=== Data shown ===
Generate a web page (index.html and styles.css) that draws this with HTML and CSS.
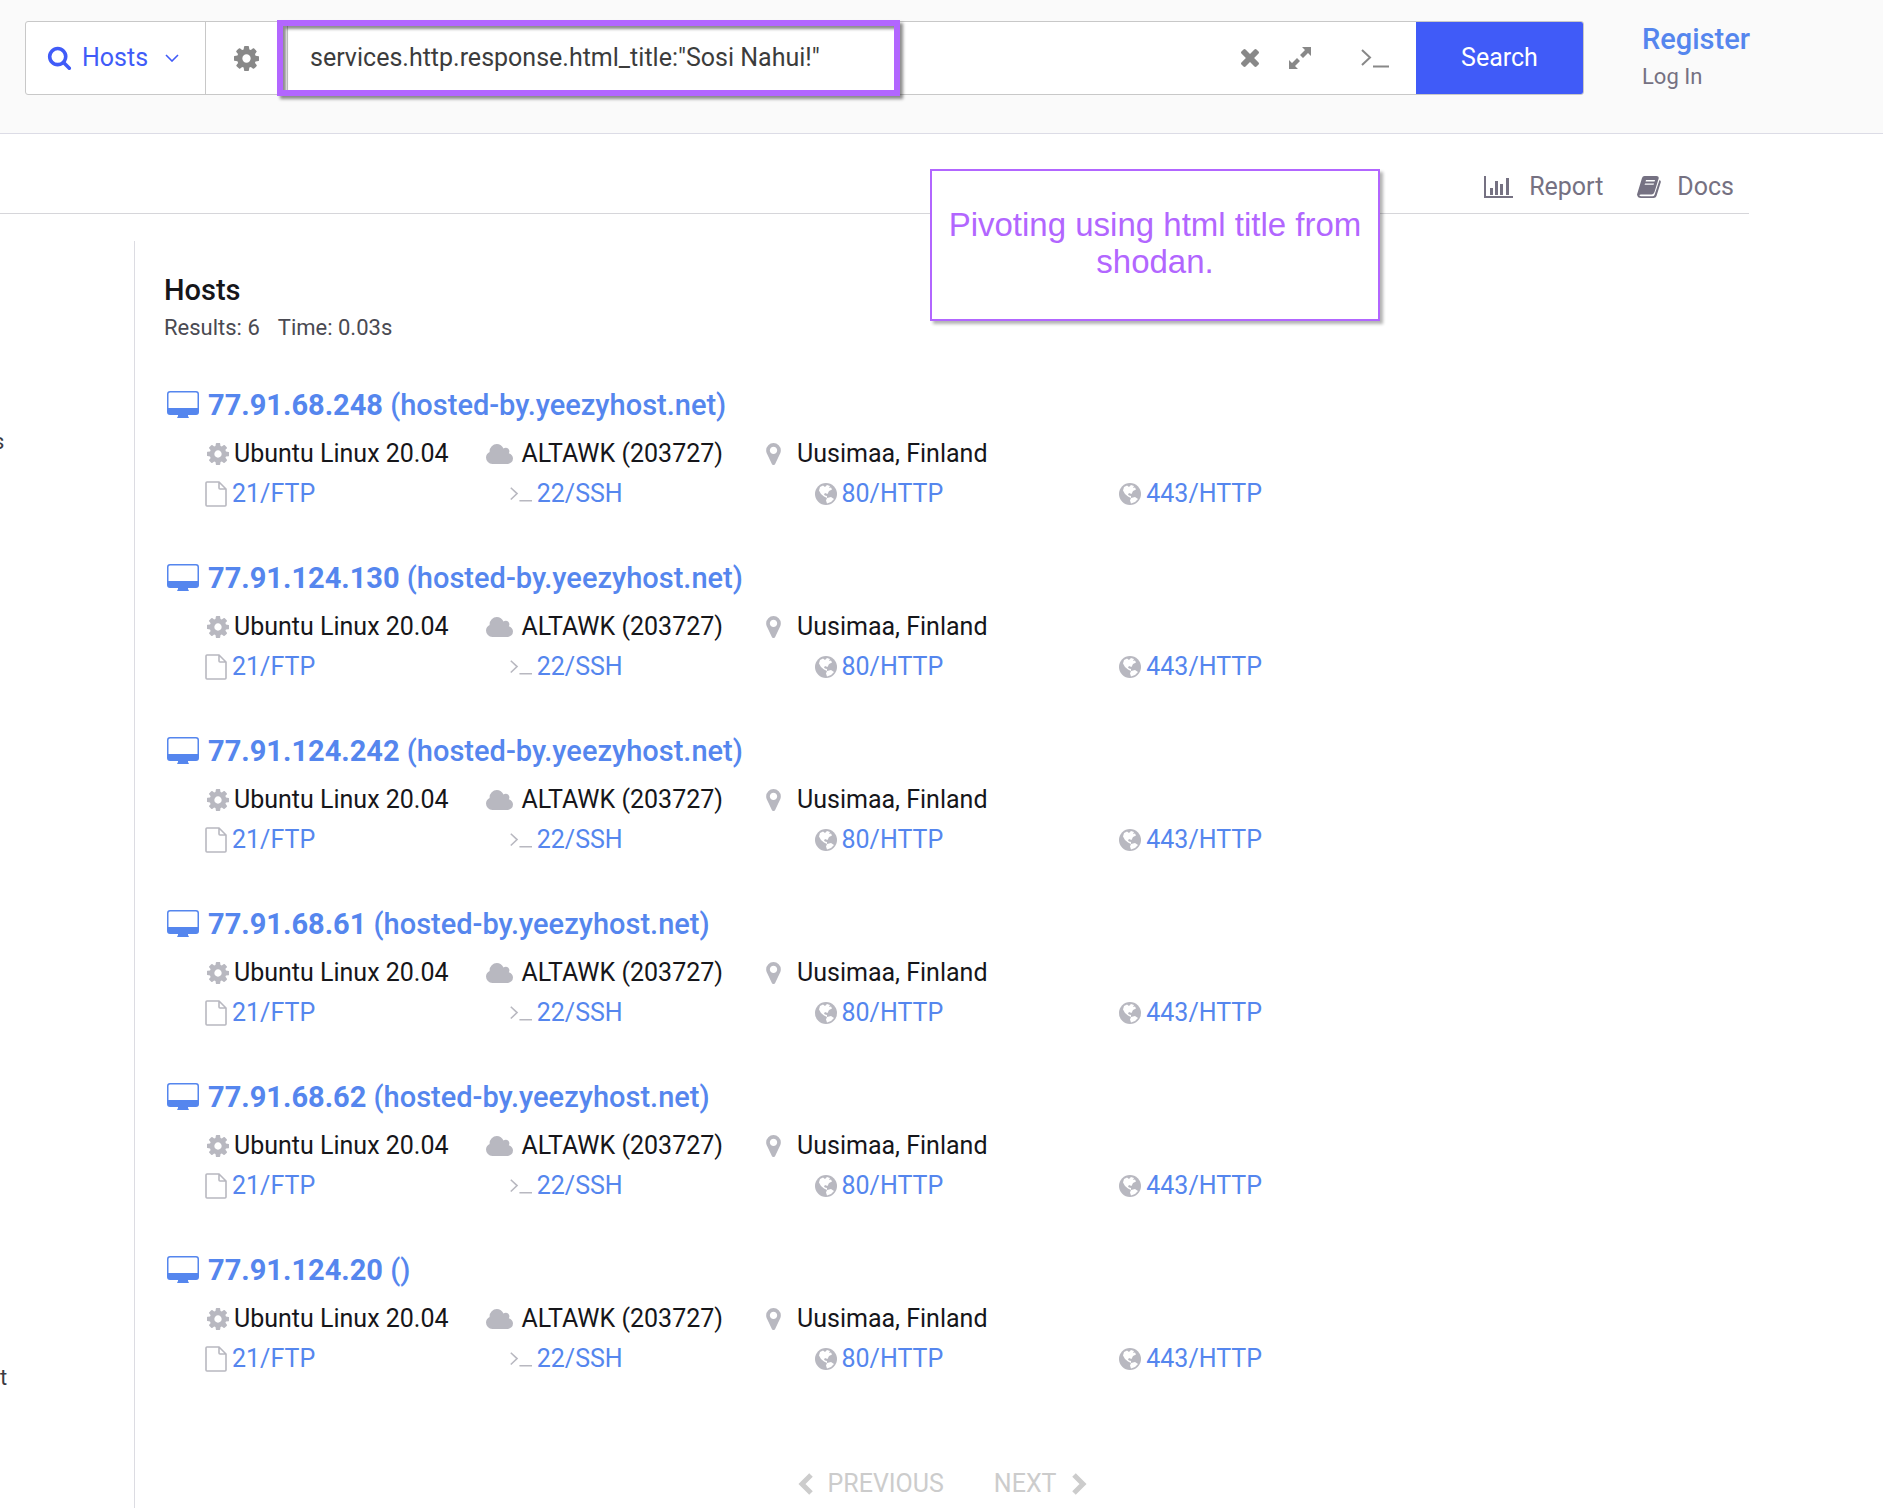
FILE: index.html
```html
<!doctype html>
<html lang="en">
    <head>
        <meta charset="UTF-8" />
        <meta name="viewport" content="width=device-width, initial-scale=1.0" />
        <title>Hosts search</title>
        <link rel="stylesheet" href="styles.css">
    </head>
    <body>
        <!-- Shared icons -->
        <svg class="sprite" aria-hidden="true">
            <symbol id="i-search" viewBox="0 0 1792 1792"><path d="M1216 832q0-185-131.500-316.500t-316.500-131.500-316.500 131.500-131.500 316.500 131.500 316.500 316.500 131.500 316.500-131.500 131.500-316.500zm512 832q0 52-38 90t-90 38q-54 0-90-38l-343-342q-179 124-399 124-143 0-273.500-55.500t-225-150-150-225-55.500-273.500 55.500-273.500 150-225 225-150 273.500-55.500 273.500 55.500 225 150 150 225 55.500 273.500q0 220-124 399l343 343q37 37 37 90z" /></symbol>
            <symbol id="i-cog" viewBox="128 128 1536 1536"><path d="M1152 896q0-106-75-181t-181-75-181 75-75 181 75 181 181 75 181-75 75-181zm512-109v222q0 12-8 23t-20 13l-185 28q-19 54-39 91 35 50 107 138 10 12 10 25t-9 23q-27 37-99 108t-94 71q-12 0-26-9l-138-108q-44 23-91 38-16 136-29 186-7 28-36 28h-222q-14 0-24.500-8.500t-11.500-21.500l-28-184q-49-16-90-37l-141 107q-10 9-25 9-14 0-25-11-126-114-165-168-7-10-7-23 0-12 8-23 15-21 51-66.500t54-70.500q-27-50-41-99l-183-27q-13-2-21-12.500t-8-23.500v-222q0-12 8-23t19-13l186-28q14-46 39-92-40-57-107-138-10-12-10-24 0-10 9-23 26-36 98.500-107.500t94.500-71.500q13 0 26 10l138 107q44-23 91-38 16-136 29-186 7-28 36-28h222q14 0 24.500 8.500t11.500 21.500l28 184q49 16 90 37l142-107q9-9 24-9 13 0 25 10 129 119 165 170 7 8 7 22 0 12-8 23-15 21-51 66.500t-54 70.500q26 50 41 98l183 28q13 2 21 12.500t8 23.500z" /></symbol>
            <symbol id="i-times" viewBox="302 366 1188 1188"><path d="M1490 1322q0 40-28 68l-136 136q-28 28-68 28t-68-28l-294-294-294 294q-28 28-68 28t-68-28l-136-136q-28-28-28-68t28-68l294-294-294-294q-28-28-28-68t28-68l136-136q28-28 68-28t68 28l294 294 294-294q28-28 68-28t68 28l136 136q28 28 28 68t-28 68l-294 294 294 294q28 28 28 68z" /></symbol>
            <symbol id="i-expand" viewBox="0 0 24 24"><path d="M14 1h9v9l-3-3-5 5-3-3 5-5zM10 23H1v-9l3 3 5-5 3 3-5 5z" /></symbol>
            <symbol id="i-terminal" viewBox="0 0 28 20"><path d="M1 2l8 7.500L1 17M12 18.500h16" fill="none" stroke="currentColor" stroke-width="2" /></symbol>
            <symbol id="i-cloud" viewBox="0 128 1920 1408"><path d="M1920 1152q0 159-112.500 271.500t-271.500 112.500h-1088q-185 0-316.500-131.500t-131.500-316.500q0-132 71-241.500t187-163.500q-2-28-2-43 0-212 150-362t362-150q158 0 286.500 88t187.500 230q70-62 166-62 106 0 181 75t75 181q0 75-41 138 129 30 213 134.500t84 239.500z" /></symbol>
            <symbol id="i-marker" viewBox="384 128 1024 1536"><path d="M1152 640q0-106-75-181t-181-75-181 75-75 181 75 181 181 75 181-75 75-181zm256 0q0 109-33 179l-364 774q-16 33-47.500 52t-67.500 19-67.500-19-46.500-52l-365-774q-33-70-33-179 0-212 150-362t362-150 362 150 150 362z" /></symbol>
            <symbol id="i-file" viewBox="0 0 22 26"><path d="M14 1H2q-1 0-1 1v22q0 1 1 1h18q1 0 1-1V8zM14 1v6q0 1 1 1h6" fill="none" stroke="currentColor" stroke-width="1.600" /></symbol>
            <symbol id="i-globe" viewBox="0 0 22 22"><circle cx="11" cy="11" r="11" /><path d="M5 4l3-1.500 2 1.500 2-2 3 1-1 2 2-.5 1 2-3 1.500-1.500 3-2.500-1-1 1.500 1 1 2 .5 0 2-3-1.500-3-2.500L4 7.500zM12 15l4-1 3 2-3 3-4 1.500-1-3z" fill="#fff" /></symbol>
            <symbol id="i-desktop" viewBox="0 0 32 27"><path d="M3 0h26q3 0 3 3v18q0 3-3 3h-8v1l1 2H10l1-2v-1H3q-3 0-3-3V3q0-3 3-3zM3 1.500Q1.500 1.500 1.500 3v14h29V3q0-1.500-1.500-1.500z" fill-rule="evenodd" /></symbol>
            <symbol id="i-chart" viewBox="0 0 29 22"><path d="M0 0h2v20h27v2H0zM6 12h3v7H6zM11 5h3v14h-3zM16 8h3v11h-3zM22 2h3v17h-3z" /></symbol>
            <symbol id="i-book" viewBox="0 0 24 22"><path d="M7.500 0h12q3 0 2 3l-4 13q-1 2.500-3 2.500H4q-2 0-1.500 1t2 .8h11q1.500 0 2-1.300L22.500 4q1.800.6 1.200 2.500L19.500 20q-.7 2-3 2H4q-3.500 0-4-3.500L5 2q.6-2 2.500-2zM9 4l-.4 1.400h9L18 4zM8 7.400l-.4 1.400h9L17 7.400z" fill-rule="evenodd" /></symbol>
            <symbol id="i-down" viewBox="0 0 14 8"><path d="M1 1l6 6 6-6" fill="none" stroke="currentColor" stroke-width="1.600" /></symbol>
            <symbol id="i-left" viewBox="0 0 15 22"><path d="M13 2l-9 9 9 9" fill="none" stroke="currentColor" stroke-width="5" /></symbol>
            <symbol id="i-right" viewBox="0 0 15 22"><path d="M2 2l9 9-9 9" fill="none" stroke="currentColor" stroke-width="5" /></symbol>
        </svg>

        <header class="header">
            <form class="search-bar">
                <label class="resource">
                    <svg class="icon resource-icon" width="25" height="25"><use href="#i-search" /></svg>
                    <select aria-label="Resource">
                        <option>Hosts</option>
                    </select>
                    <svg class="icon resource-arrow" width="14" height="8"><use href="#i-down" /></svg>
                </label>
                <button type="button" class="tool settings" aria-label="Settings">
                    <svg class="icon" width="25" height="25"><use href="#i-cog" /></svg>
                </button>
                <input type="text" class="query" aria-label="Query" value='services.http.response.html_title:"Sosi Nahui!"' />
                <div class="query-tools">
                    <button type="button" class="tool" aria-label="Clear">
                        <svg class="icon" width="18" height="18"><use href="#i-times" /></svg>
                    </button>
                    <button type="button" class="tool" aria-label="Expand">
                        <svg class="icon" width="24" height="24"><use href="#i-expand" /></svg>
                    </button>
                    <button type="button" class="tool console" aria-label="Console">
                        <svg class="icon" width="28" height="20"><use href="#i-terminal" /></svg>
                    </button>
                </div>
                <button type="submit" class="search-btn">Search</button>
                <div class="highlight"></div>
            </form>
            <nav class="account">
                <a href="#" class="register">Register</a>
                <a href="#" class="login">Log In</a>
            </nav>
        </header>

        <div class="toolbar">
            <a href="#"><svg class="icon" width="29" height="22"><use href="#i-chart" /></svg>Report</a>
            <a href="#"><svg class="icon" width="24" height="22"><use href="#i-book" /></svg>Docs</a>
            <div class="note">Pivoting using html title from shodan.</div>
        </div>

        <div class="content">
            <aside class="sidebar">
                <div class="filter cut">s</div>
                <div class="filter">t</div>
            </aside>

            <main class="results">
                <h1>Hosts</h1>
                <p class="summary"><span>Results: 6</span><span>Time: 0.03s</span></p>

                <div class="host">
                    <h2><a href="#"><svg class="icon" width="32" height="27"><use href="#i-desktop" /></svg><span><strong>77.91.68.248</strong> (hosted-by.yeezyhost.net)</span></a></h2>
                    <div class="meta">
                        <span class="os"><svg class="icon" width="22" height="22"><use href="#i-cog" /></svg>Ubuntu Linux 20.04</span>
                        <span class="network"><svg class="icon" width="27" height="20"><use href="#i-cloud" /></svg>ALTAWK (203727)</span>
                        <span class="place"><svg class="icon" width="15" height="22"><use href="#i-marker" /></svg>Uusimaa, Finland</span>
                    </div>
                    <div class="services">
                        <a href="#"><svg class="icon" width="22" height="26"><use href="#i-file" /></svg>21/FTP</a>
                        <a href="#"><svg class="icon" width="22" height="16"><use href="#i-terminal" /></svg>22/SSH</a>
                        <a href="#"><svg class="icon" width="22" height="22"><use href="#i-globe" /></svg>80/HTTP</a>
                        <a href="#"><svg class="icon" width="22" height="22"><use href="#i-globe" /></svg>443/HTTP</a>
                    </div>
                </div>

                <div class="host">
                    <h2><a href="#"><svg class="icon" width="32" height="27"><use href="#i-desktop" /></svg><span><strong>77.91.124.130</strong> (hosted-by.yeezyhost.net)</span></a></h2>
                    <div class="meta">
                        <span class="os"><svg class="icon" width="22" height="22"><use href="#i-cog" /></svg>Ubuntu Linux 20.04</span>
                        <span class="network"><svg class="icon" width="27" height="20"><use href="#i-cloud" /></svg>ALTAWK (203727)</span>
                        <span class="place"><svg class="icon" width="15" height="22"><use href="#i-marker" /></svg>Uusimaa, Finland</span>
                    </div>
                    <div class="services">
                        <a href="#"><svg class="icon" width="22" height="26"><use href="#i-file" /></svg>21/FTP</a>
                        <a href="#"><svg class="icon" width="22" height="16"><use href="#i-terminal" /></svg>22/SSH</a>
                        <a href="#"><svg class="icon" width="22" height="22"><use href="#i-globe" /></svg>80/HTTP</a>
                        <a href="#"><svg class="icon" width="22" height="22"><use href="#i-globe" /></svg>443/HTTP</a>
                    </div>
                </div>

                <div class="host">
                    <h2><a href="#"><svg class="icon" width="32" height="27"><use href="#i-desktop" /></svg><span><strong>77.91.124.242</strong> (hosted-by.yeezyhost.net)</span></a></h2>
                    <div class="meta">
                        <span class="os"><svg class="icon" width="22" height="22"><use href="#i-cog" /></svg>Ubuntu Linux 20.04</span>
                        <span class="network"><svg class="icon" width="27" height="20"><use href="#i-cloud" /></svg>ALTAWK (203727)</span>
                        <span class="place"><svg class="icon" width="15" height="22"><use href="#i-marker" /></svg>Uusimaa, Finland</span>
                    </div>
                    <div class="services">
                        <a href="#"><svg class="icon" width="22" height="26"><use href="#i-file" /></svg>21/FTP</a>
                        <a href="#"><svg class="icon" width="22" height="16"><use href="#i-terminal" /></svg>22/SSH</a>
                        <a href="#"><svg class="icon" width="22" height="22"><use href="#i-globe" /></svg>80/HTTP</a>
                        <a href="#"><svg class="icon" width="22" height="22"><use href="#i-globe" /></svg>443/HTTP</a>
                    </div>
                </div>

                <div class="host">
                    <h2><a href="#"><svg class="icon" width="32" height="27"><use href="#i-desktop" /></svg><span><strong>77.91.68.61</strong> (hosted-by.yeezyhost.net)</span></a></h2>
                    <div class="meta">
                        <span class="os"><svg class="icon" width="22" height="22"><use href="#i-cog" /></svg>Ubuntu Linux 20.04</span>
                        <span class="network"><svg class="icon" width="27" height="20"><use href="#i-cloud" /></svg>ALTAWK (203727)</span>
                        <span class="place"><svg class="icon" width="15" height="22"><use href="#i-marker" /></svg>Uusimaa, Finland</span>
                    </div>
                    <div class="services">
                        <a href="#"><svg class="icon" width="22" height="26"><use href="#i-file" /></svg>21/FTP</a>
                        <a href="#"><svg class="icon" width="22" height="16"><use href="#i-terminal" /></svg>22/SSH</a>
                        <a href="#"><svg class="icon" width="22" height="22"><use href="#i-globe" /></svg>80/HTTP</a>
                        <a href="#"><svg class="icon" width="22" height="22"><use href="#i-globe" /></svg>443/HTTP</a>
                    </div>
                </div>

                <div class="host">
                    <h2><a href="#"><svg class="icon" width="32" height="27"><use href="#i-desktop" /></svg><span><strong>77.91.68.62</strong> (hosted-by.yeezyhost.net)</span></a></h2>
                    <div class="meta">
                        <span class="os"><svg class="icon" width="22" height="22"><use href="#i-cog" /></svg>Ubuntu Linux 20.04</span>
                        <span class="network"><svg class="icon" width="27" height="20"><use href="#i-cloud" /></svg>ALTAWK (203727)</span>
                        <span class="place"><svg class="icon" width="15" height="22"><use href="#i-marker" /></svg>Uusimaa, Finland</span>
                    </div>
                    <div class="services">
                        <a href="#"><svg class="icon" width="22" height="26"><use href="#i-file" /></svg>21/FTP</a>
                        <a href="#"><svg class="icon" width="22" height="16"><use href="#i-terminal" /></svg>22/SSH</a>
                        <a href="#"><svg class="icon" width="22" height="22"><use href="#i-globe" /></svg>80/HTTP</a>
                        <a href="#"><svg class="icon" width="22" height="22"><use href="#i-globe" /></svg>443/HTTP</a>
                    </div>
                </div>

                <div class="host">
                    <h2><a href="#"><svg class="icon" width="32" height="27"><use href="#i-desktop" /></svg><span><strong>77.91.124.20</strong> ()</span></a></h2>
                    <div class="meta">
                        <span class="os"><svg class="icon" width="22" height="22"><use href="#i-cog" /></svg>Ubuntu Linux 20.04</span>
                        <span class="network"><svg class="icon" width="27" height="20"><use href="#i-cloud" /></svg>ALTAWK (203727)</span>
                        <span class="place"><svg class="icon" width="15" height="22"><use href="#i-marker" /></svg>Uusimaa, Finland</span>
                    </div>
                    <div class="services">
                        <a href="#"><svg class="icon" width="22" height="26"><use href="#i-file" /></svg>21/FTP</a>
                        <a href="#"><svg class="icon" width="22" height="16"><use href="#i-terminal" /></svg>22/SSH</a>
                        <a href="#"><svg class="icon" width="22" height="22"><use href="#i-globe" /></svg>80/HTTP</a>
                        <a href="#"><svg class="icon" width="22" height="22"><use href="#i-globe" /></svg>443/HTTP</a>
                    </div>
                </div>

                <div class="pager">
                    <button type="button" disabled><svg class="icon" width="15" height="22"><use href="#i-left" /></svg>PREVIOUS</button>
                    <button type="button" disabled>NEXT<svg class="icon" width="15" height="22"><use href="#i-right" /></svg></button>
                </div>
            </main>
        </div>
    </body>
</html>
```

FILE: styles.css
```css
* {
    box-sizing: border-box;
}

body {
    margin: 0;
    min-height: 100vh;
    display: flex;
    flex-direction: column;
    background: #fff;
    color: #16161a;
    font-family: Roboto, sans-serif;
    font-size: 25px;
    line-height: 40px;
}

a {
    color: #5586ee;
    text-decoration: none;
}

button,
input,
select {
    border: none;
    background: none;
    font: inherit;
    color: inherit;
    padding: 0;
}

button {
    cursor: pointer;
}

.sprite {
    display: none;
}

.icon {
    fill: currentColor;
    flex: none;
}

/* Header */
.header {
    display: flex;
    gap: 58px;
    height: 134px;
    padding: 21px 0 0 25px;
    background: #fafafa;
    border-bottom: 1px solid #dcdce6;
}

.search-bar {
    position: relative;
    flex: 1;
    display: flex;
    height: 74px;
    background: #fff;
    border: 1px solid #c8c8c8;
    border-radius: 3px;
}

.resource {
    position: relative;
    display: flex;
    color: #405bf8;
    border-right: 1px solid #c8c8c8;
}

.resource select {
    width: 179px;
    padding-left: 56px;
    appearance: none;
    outline: none;
}

.resource-icon {
    position: absolute;
    left: 21px;
    top: 23px;
}

.resource-arrow {
    position: absolute;
    right: 26px;
    top: 32px;
    pointer-events: none;
}

.tool {
    display: flex;
    align-items: center;
    color: #888;
}

.settings {
    width: 81px;
    padding-left: 28px;
}

.query {
    flex: 1;
    min-width: 0;
    padding-left: 22px;
    color: #3c3c3c;
    border-left: 1px solid #c8c8c8;
    outline: none;
}

.query-tools {
    display: flex;
    gap: 29px;
    padding-right: 27px;
}

.console {
    margin-left: 20px;
}

.search-btn {
    width: 167px;
    background: #405bf8;
    color: #fff;
    border-radius: 0 2px 2px 0;
}

.highlight {
    position: absolute;
    left: 251px;
    top: -2px;
    width: 623px;
    height: 76px;
    border: 6px solid #b266ff;
    box-shadow: 3px 3px 3px rgba(0, 0, 0, 0.45), inset 3px 3px 3px rgba(0, 0, 0, 0.45);
    pointer-events: none;
}

.account {
    width: 241px;
    display: flex;
    flex-direction: column;
}

.register {
    font-size: 29px;
    font-weight: 500;
    line-height: 36px;
}

.login {
    font-size: 22px;
    color: #757182;
}

/* Toolbar */
.toolbar {
    position: relative;
    display: flex;
    justify-content: flex-end;
    gap: 34px;
    height: 80px;
    margin-right: 134px;
    padding: 33px 15px 0 0;
    border-bottom: 1px solid #d6d6da;
}

.toolbar a {
    display: flex;
    align-items: center;
    height: 40px;
    gap: 16px;
    color: #757182;
}

.note {
    position: absolute;
    left: 930px;
    top: 35px;
    width: 450px;
    height: 152px;
    display: flex;
    align-items: center;
    padding: 0 10px 4px;
    background: #fff;
    border: 2px solid #b266ff;
    box-shadow: 3px 3px 3px rgba(0, 0, 0, 0.3);
    color: #b266ff;
    font-family: "Liberation Sans", Arial, sans-serif;
    font-size: 33px;
    line-height: 37px;
    text-align: center;
}

/* Content */
.content {
    flex: 1;
    display: flex;
    margin-right: 134px;
    padding-top: 27px;
}

.sidebar {
    width: 134px;
    flex: none;
    display: flex;
    flex-direction: column;
    gap: 896px;
    padding-top: 181px;
    font-size: 22px;
    color: #3c3c44;
}

.cut {
    margin-left: -7px;
}

.results {
    flex: 1;
    padding: 29px 29px 0;
    border-left: 1px solid #dcdce2;
}

.results h1 {
    margin: 0;
    font-size: 29px;
    font-weight: 500;
}

.summary {
    display: flex;
    gap: 18px;
    margin: 0 0 35px;
    font-size: 22px;
    line-height: 36px;
    color: #4a4a52;
}

.host {
    margin-bottom: 41px;
}

.host h2 {
    margin: 0 0 4px;
    padding-left: 3px;
    font-size: 29px;
    font-weight: 500;
    line-height: 48px;
}

.host h2 a {
    display: flex;
    align-items: center;
    gap: 9px;
}

.host h2 .icon {
    margin-bottom: 2px;
}

.host h2 strong {
    font-weight: 700;
}

.meta {
    display: flex;
    gap: 37px;
    padding-left: 43px;
    line-height: 42px;
}

.meta span {
    display: flex;
    align-items: center;
}

.meta .icon,
.services .icon {
    color: #b8b8c0;
}

.os {
    gap: 5px;
}

.network {
    gap: 9px;
}

.place {
    gap: 16px;
    padding-left: 6px;
}

.services {
    display: grid;
    grid-template-columns: repeat(4, 1fr);
    max-width: 1260px;
    padding-left: 41px;
    line-height: 38px;
}

.services a {
    display: flex;
    align-items: center;
    gap: 5px;
}

.pager {
    display: flex;
    justify-content: center;
    gap: 50px;
    padding-top: 45px;
}

.pager button {
    display: flex;
    align-items: center;
    gap: 15px;
    color: #ccc;
    cursor: default;
}
```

=== The exercise ===
State the count of lines above containing the string "index", and add nothing to it.

=== Result of the exercise ===
2